I tried them, many and few, in both places and after many days of trial and error, I prefered more of them on the wall behind my speakers, and then a large 2x4 panel behind my seating position.

Points about my room: Behind me is a large bookcase that creates a pseudo-diffusor, the room is small, and has very low drop ceilings. It is an odd shaped room which helps, but it is also a living area, and our main TV and movie viewing room. All of this limits me for ultimate placement of speakers, TV in the middle of the speakers, main seating position too far back in the room, other chairs, coffe tables, etc. etc. And due to these limitations, the room treatments have helped my overall sound considerably. I realize that the removal of TV, moving the couch forward more (37%), etc. would greatly improve my sound, but I have to live with the room and setup I have.

I prefer to use diffusers on the front wall to minimize the back wave but not defeat it like absorbers would. I like to use absorbers on the sidewalls at reflection points, your first reflection points won’t be as critical as that of cone speakers because of how directional our speakers are but it does still matter and you will want to address them. The back wall of the room I like to use absorbers directly behind the listener, it seams to focus the sound and increase the dynamics and imaging.
The first reflection points due to directionality is a good point Joe, but with the CLS panels and their curves there is some horizontal dispearsion, so depending on the amount of toe-in or not, some may have first reflections off side walls close by. Even if not close by finding those reflection points as you state make a difference.

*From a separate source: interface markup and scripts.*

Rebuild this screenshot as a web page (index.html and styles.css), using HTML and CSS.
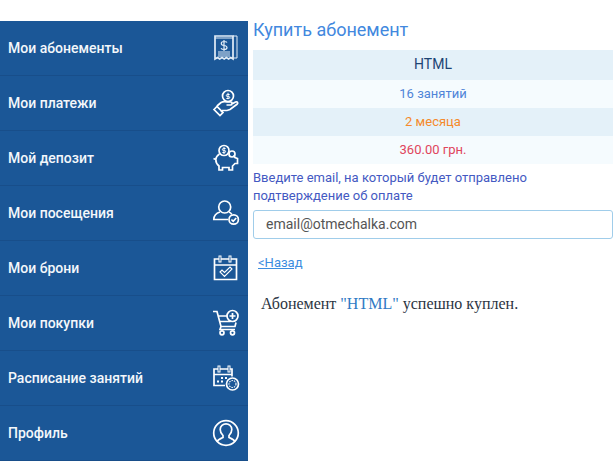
FILE: index.html
```html
<!DOCTYPE html>
<html lang="ru">
<head>
<meta charset="utf-8">
<title>Купить абонемент</title>
<link rel="stylesheet" href="styles.css">
</head>
<body>
<div class="page">
<nav class="side">
  <a class="item"><span>Мои абонементы</span>
    <svg class="ic soft" viewBox="0 0 26 26"><path d="M2 1h18v23l-2.200-1.500-2.200 1.500-2.200-1.500-2.200 1.500-2.200-1.500-2.300 1.500-2.200-1.500L2 24z"/><path d="M20 1h4v22h-4M2 3h18" stroke-width="1"/><path d="M14 7.500c-.5-.8-1.500-1-3-1s-2.700.7-2.700 2 1.200 1.800 2.700 2 3 .7 3 2-1.500 2-3 2-2.500-.4-3-1.300M11 5v11" stroke-width="1.200"/><path d="M5 17h12M5 19h12M5 21h12" stroke-width="1"/></svg></a>
  <a class="item"><span>Мои платежи</span>
    <svg class="ic" viewBox="0 0 26 26"><circle cx="15" cy="6" r="5.500"/><path d="M15 2.800v6.400M16.600 4.500h-2.300a1 1 0 0 0 0 2h1.400a1 1 0 0 1 0 2h-2.300" stroke-width="1"/><path d="M4 16l4-3.500c2-1 4-1 6-.5h4c1.500 0 1.500 3 0 3h-4.500M18 14.500l4.500-2.500c2-.8 3 1 1.500 2.300l-7 5.200-3 1H9.500L8 22"/><path d="M1 19.500l3-3 6 6-3 3z"/></svg></a>
  <a class="item"><span>Мой депозит</span>
    <svg class="ic" viewBox="0 0 26 26"><circle cx="11" cy="5.500" r="5"/><path d="M12.600 3.500h-2.200a1 1 0 0 0 0 2h1.200a1 1 0 0 1 0 2H9.400M11 2v7" stroke-width="1"/><circle cx="19" cy="9" r="3"/><path d="M6.500 9C4 10.500 3 12.500 2.800 14.500L.5 13.500M2.800 14.500c0 3 1.200 5 3.200 6.500v4h3.500v-2.500h6.500V25h3.500v-4l2.500-2.500h2.500v-5l-2.500-1c-.5-1-1-1.500-1.500-2"/></svg></a>
  <a class="item"><span>Мои посещения</span>
    <svg class="ic" viewBox="0 0 26 26"><circle cx="11.700" cy="7" r="6"/><path d="M15 19.500H.8c0-4.500 3-6.500 6.200-7.500M16 12c1.200.5 2 1 2.800 2.500"/><circle cx="20.700" cy="19.500" r="4.700"/><path d="M18.400 19.500l1.800 1.800 3-3.300"/></svg></a>
  <a class="item"><span>Мои брони</span>
    <svg class="ic" viewBox="0 0 26 26"><path d="M1.500 4h22v20.500h-22zM1.500 10h22"/><rect x="6" y="1" width="2" height="6" fill="#1b5797" stroke-width="1"/><rect x="16" y="1" width="2" height="6" fill="#1b5797" stroke-width="1"/><path d="M7 17l2-2 2.500 2.500L17 12l2 2-7.500 7.500z" stroke-width="1.100"/></svg></a>
  <a class="item"><span>Мои покупки</span>
    <svg class="ic" viewBox="0 0 26 26"><path d="M0 1.500h4l4 15h14l1-4M5 6h9M6.500 11.500h11M8 16.500l-1 3h15"/><circle cx="9" cy="22.800" r="2"/><circle cx="19.500" cy="22.800" r="2"/><circle cx="19.500" cy="6" r="5.500"/><path d="M19.500 3v6M16.500 6h6"/></svg></a>
  <a class="item"><span>Расписание занятий</span>
    <svg class="ic" viewBox="0 0 26 26"><path d="M12 20.500H1V4h18v7.500M1 9.500h18"/><rect x="5" y="1" width="2" height="6" fill="#1b5797" stroke-width="1"/><rect x="15" y="1" width="2" height="6" fill="#1b5797" stroke-width="1"/><path d="M4 16.500h2M8 16.500h2M8 13h2M12 13h2" stroke-width="2"/><circle cx="19.500" cy="19" r="6"/><circle cx="19.500" cy="19" r="3.500" stroke-dasharray="1.500 1" stroke-width="1.100"/></svg></a>
  <a class="item"><span>Профиль</span>
    <svg class="ic" viewBox="0 0 26 26"><circle cx="13" cy="13" r="12.300"/><path d="M4 22c1-3 4-3.500 6-4.500v-2c-2-2-2.800-4-2.800-6C7.200 6 10 3.800 13 3.800s5.800 2.200 5.800 5.700c0 2-.8 4-2.800 6v2c2 1 5 1.500 6 4.500"/></svg></a>
</nav>
<main class="main">
  <h1 class="title">Купить абонемент</h1>
  <div class="tbl">
    <div class="row name">HTML</div>
    <div class="row light count">16 занятий</div>
    <div class="row term">2 месяца</div>
    <div class="row light price">360.00 грн.</div>
  </div>
  <p class="label">Введите email, на который будет отправлено подтверждение об оплате</p>
  <input class="email" type="text" value="email@otmechalka.com">
  <a class="back" href="#">&lt;Назад</a>
  <p class="done">Абонемент <span class="hl">"HTML"</span> успешно куплен.</p>
</main>
</div>
</body>
</html>
```
FILE: styles.css
```css
* { box-sizing: border-box; }
html, body { margin: 0; height: 100%; overflow: hidden; background: #fff; }
.page { display: flex; width: 616px; height: 461px; font-family: Roboto, sans-serif; }
.side { width: 248px; margin-top: 21px; background: #1b5797; flex: none; }
.item { display: flex; align-items: center; justify-content: space-between; height: 55px; padding: 0 9px 0 8px; color: #f4f7fb; font-size: 14px; font-weight: 500; border-bottom: 1px solid #184e8a; }
.ic { width: 26px; height: 26px; fill: none; stroke: #fff; stroke-width: 1.700; overflow: visible; }
.soft { stroke: #e2edf7; }
.main { width: 368px; padding: 0 3px 0 5px; }
.title { margin: 19px 0 0; font-size: 18px; line-height: 21px; font-weight: 400; color: #4288de; }
.tbl { margin-top: 10px; }
.row { display: flex; align-items: center; justify-content: center; height: 28px; padding-bottom: 2px; font-size: 13px; background: #e4f1f9; }
.row.light { background: #f5fbfe; }
.name { height: 30px; font-size: 14px; color: #1d4474; }
.count { color: #4f84d8; }
.term { color: #f58a2b; }
.price { color: #e0455c; }
.label { margin: 5px 0 0; font-size: 13px; line-height: 18px; color: #4459c2; }
.email { display: block; width: 360px; height: 29px; margin-top: 5px; padding: 0 12px 2px; border: 1px solid #a0cdea; border-radius: 3px; font: 14px Roboto, sans-serif; color: #555; outline: none; }
.back { display: block; margin: 16px 0 0 5px; font-size: 13px; line-height: 16px; color: #3b8de0; text-decoration: underline; }
.done { margin: 24px 0 0 8px; font: 16px/18px "Liberation Serif", serif; color: #2b3442; }
.hl { color: #2f7ac4; }
```
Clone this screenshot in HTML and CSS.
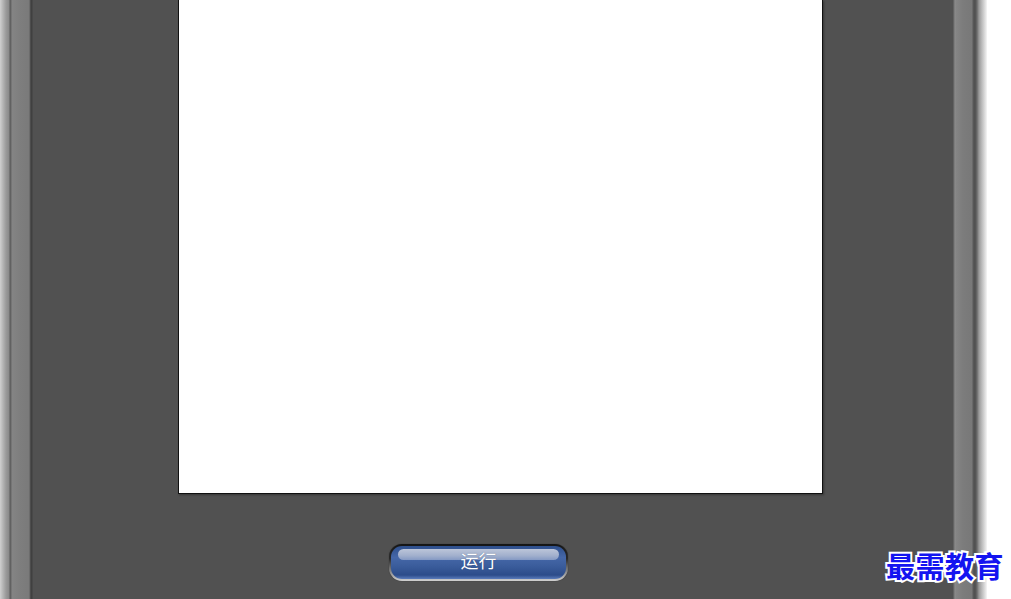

With the absorbers behind my speakers, I too was afraid of getting things too dull, but after much experimenting with location and amount, I believe I have found a great middle ground.


These are some of the techniques that have worked for me, but they wont work for everyone, every system and room is different and each require their own different types of treatments to achieve there very best. If I could give a tip to anyone looking to try acoustic treatments it would be to be careful with absorbing panels that you don’t over treat the room and kill it. If you over absorb it, the room can go flat and loose all that magic your looking for.
Excactly...just like purchasing our components and setting up our systems, each is different, and what we do may help as a starting point, but should not be viewed as the absolute.